[Start DATA SHOWN]

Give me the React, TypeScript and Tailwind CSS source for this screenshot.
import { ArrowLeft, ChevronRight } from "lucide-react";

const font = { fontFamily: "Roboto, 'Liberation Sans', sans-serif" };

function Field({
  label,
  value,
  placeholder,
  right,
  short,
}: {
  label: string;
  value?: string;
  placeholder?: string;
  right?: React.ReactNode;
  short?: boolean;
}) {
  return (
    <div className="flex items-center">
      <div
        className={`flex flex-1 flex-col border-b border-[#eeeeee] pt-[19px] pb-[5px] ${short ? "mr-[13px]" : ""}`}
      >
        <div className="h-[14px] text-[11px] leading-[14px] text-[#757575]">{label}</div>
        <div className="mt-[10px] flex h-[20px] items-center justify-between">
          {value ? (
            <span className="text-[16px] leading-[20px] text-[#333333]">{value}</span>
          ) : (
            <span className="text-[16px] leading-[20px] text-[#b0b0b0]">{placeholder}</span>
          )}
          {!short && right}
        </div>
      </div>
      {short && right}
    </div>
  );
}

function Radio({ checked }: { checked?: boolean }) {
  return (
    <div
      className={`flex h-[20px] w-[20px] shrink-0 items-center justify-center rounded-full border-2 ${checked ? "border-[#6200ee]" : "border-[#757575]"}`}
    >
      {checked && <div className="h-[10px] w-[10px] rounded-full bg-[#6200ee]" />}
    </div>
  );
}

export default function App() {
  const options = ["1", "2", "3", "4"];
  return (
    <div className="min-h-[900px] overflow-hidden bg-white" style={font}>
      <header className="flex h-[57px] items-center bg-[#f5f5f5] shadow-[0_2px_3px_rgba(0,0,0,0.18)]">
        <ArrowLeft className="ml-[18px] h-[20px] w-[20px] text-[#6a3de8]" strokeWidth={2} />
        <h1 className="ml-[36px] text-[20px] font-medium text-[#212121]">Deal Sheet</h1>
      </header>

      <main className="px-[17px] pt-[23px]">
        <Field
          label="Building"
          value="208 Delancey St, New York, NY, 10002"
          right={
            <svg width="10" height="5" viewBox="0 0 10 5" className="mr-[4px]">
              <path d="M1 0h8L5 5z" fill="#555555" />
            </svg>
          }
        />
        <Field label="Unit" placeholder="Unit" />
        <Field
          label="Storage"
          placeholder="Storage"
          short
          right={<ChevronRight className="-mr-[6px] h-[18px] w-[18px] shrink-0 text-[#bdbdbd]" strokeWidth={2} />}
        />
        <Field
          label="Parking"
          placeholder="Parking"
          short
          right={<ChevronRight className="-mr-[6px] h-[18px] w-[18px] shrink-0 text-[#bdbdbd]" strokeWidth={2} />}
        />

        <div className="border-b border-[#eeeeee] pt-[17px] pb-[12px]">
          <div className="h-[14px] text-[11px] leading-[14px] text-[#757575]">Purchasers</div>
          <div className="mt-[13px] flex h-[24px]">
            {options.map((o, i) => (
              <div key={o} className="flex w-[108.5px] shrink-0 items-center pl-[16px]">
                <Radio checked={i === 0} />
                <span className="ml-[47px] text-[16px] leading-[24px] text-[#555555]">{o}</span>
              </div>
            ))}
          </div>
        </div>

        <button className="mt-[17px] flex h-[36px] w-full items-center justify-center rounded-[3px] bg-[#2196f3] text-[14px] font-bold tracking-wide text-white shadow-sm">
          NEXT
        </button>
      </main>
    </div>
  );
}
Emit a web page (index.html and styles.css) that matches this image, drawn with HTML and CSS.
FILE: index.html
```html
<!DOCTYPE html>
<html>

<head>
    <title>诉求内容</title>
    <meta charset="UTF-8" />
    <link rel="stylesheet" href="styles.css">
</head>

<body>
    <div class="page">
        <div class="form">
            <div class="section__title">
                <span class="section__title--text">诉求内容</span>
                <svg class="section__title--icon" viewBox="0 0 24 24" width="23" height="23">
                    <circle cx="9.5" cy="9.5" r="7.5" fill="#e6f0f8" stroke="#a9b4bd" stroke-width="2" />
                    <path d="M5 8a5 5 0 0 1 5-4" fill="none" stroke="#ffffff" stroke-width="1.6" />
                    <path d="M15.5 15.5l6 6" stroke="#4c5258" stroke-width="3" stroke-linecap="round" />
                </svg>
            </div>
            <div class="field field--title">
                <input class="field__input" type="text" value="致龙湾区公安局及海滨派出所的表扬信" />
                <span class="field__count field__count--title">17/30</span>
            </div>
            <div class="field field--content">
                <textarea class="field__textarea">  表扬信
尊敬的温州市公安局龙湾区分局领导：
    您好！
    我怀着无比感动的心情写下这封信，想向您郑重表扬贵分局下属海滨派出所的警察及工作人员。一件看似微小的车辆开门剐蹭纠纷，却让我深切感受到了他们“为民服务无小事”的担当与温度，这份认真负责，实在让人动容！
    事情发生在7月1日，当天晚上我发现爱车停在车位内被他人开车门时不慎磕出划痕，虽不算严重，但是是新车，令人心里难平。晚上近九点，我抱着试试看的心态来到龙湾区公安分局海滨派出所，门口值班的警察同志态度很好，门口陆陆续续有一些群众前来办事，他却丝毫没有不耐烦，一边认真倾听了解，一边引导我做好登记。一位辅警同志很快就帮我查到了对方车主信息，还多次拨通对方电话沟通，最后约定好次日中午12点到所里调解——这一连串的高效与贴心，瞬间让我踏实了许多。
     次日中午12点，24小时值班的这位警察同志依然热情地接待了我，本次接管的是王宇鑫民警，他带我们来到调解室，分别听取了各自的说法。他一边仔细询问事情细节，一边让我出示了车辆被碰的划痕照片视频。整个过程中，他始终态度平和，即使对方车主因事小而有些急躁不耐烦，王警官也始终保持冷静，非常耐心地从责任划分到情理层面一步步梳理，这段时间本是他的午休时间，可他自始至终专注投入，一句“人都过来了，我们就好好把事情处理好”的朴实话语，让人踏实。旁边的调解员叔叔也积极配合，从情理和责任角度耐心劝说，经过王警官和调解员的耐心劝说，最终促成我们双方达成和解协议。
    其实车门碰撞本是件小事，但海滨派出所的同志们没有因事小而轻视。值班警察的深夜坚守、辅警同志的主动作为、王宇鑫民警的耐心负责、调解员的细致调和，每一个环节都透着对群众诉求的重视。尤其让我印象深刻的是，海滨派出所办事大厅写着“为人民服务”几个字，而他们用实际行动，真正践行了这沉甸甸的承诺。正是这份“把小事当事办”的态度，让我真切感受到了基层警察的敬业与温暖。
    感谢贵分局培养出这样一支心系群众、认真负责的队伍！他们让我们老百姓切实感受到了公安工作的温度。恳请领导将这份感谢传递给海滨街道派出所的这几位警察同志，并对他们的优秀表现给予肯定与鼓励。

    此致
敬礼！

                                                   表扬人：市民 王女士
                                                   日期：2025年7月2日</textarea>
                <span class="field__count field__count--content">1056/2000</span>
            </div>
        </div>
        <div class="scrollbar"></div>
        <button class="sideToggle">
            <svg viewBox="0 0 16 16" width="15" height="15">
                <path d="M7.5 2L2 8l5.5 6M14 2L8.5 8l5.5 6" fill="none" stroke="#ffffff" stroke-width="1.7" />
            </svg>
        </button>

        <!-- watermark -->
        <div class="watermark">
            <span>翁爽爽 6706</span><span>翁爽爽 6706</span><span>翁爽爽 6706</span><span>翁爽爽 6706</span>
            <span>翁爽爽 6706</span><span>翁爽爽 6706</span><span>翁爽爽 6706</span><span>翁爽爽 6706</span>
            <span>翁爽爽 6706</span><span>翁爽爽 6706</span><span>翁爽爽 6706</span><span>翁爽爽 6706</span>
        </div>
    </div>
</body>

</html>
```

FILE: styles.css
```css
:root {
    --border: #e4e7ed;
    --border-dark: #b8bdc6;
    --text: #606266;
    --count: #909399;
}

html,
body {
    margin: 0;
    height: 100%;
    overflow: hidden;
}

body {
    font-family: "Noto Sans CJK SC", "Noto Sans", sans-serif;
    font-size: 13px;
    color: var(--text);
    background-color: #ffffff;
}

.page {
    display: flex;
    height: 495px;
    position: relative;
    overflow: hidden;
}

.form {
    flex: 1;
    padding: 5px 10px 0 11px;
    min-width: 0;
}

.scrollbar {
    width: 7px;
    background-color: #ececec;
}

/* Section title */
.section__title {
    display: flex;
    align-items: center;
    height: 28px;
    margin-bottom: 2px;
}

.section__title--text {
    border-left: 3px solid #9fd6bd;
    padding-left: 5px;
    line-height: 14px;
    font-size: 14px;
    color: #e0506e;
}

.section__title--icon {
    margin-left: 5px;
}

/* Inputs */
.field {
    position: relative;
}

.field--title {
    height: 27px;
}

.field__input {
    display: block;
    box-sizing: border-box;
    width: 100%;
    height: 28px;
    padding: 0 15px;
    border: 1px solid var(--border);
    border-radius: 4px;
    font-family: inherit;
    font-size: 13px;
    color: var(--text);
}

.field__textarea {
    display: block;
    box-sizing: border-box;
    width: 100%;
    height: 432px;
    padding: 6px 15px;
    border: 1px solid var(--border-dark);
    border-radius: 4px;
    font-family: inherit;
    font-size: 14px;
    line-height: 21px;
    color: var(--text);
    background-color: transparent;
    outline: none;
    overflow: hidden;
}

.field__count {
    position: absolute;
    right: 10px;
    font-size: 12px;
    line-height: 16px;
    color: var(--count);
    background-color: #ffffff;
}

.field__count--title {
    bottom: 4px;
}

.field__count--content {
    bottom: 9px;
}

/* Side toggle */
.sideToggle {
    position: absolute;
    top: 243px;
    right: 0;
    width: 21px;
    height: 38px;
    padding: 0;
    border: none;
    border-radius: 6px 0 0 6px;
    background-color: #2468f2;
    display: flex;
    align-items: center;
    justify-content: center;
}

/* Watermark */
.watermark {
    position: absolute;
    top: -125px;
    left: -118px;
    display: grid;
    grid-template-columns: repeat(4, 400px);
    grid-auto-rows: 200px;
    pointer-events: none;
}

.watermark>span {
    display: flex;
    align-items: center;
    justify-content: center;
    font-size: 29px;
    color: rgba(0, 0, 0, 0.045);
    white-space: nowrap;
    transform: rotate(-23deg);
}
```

[End DATA SHOWN]

**OBJECTIVE**
Collect the complete line wherever the string "page" appears in the records.

**SOLUTION TO THIS EXERCISE**
Emit a web page (index.html and styles.css) that matches this image, drawn with HTML and CSS.
    <div class="page">
.page {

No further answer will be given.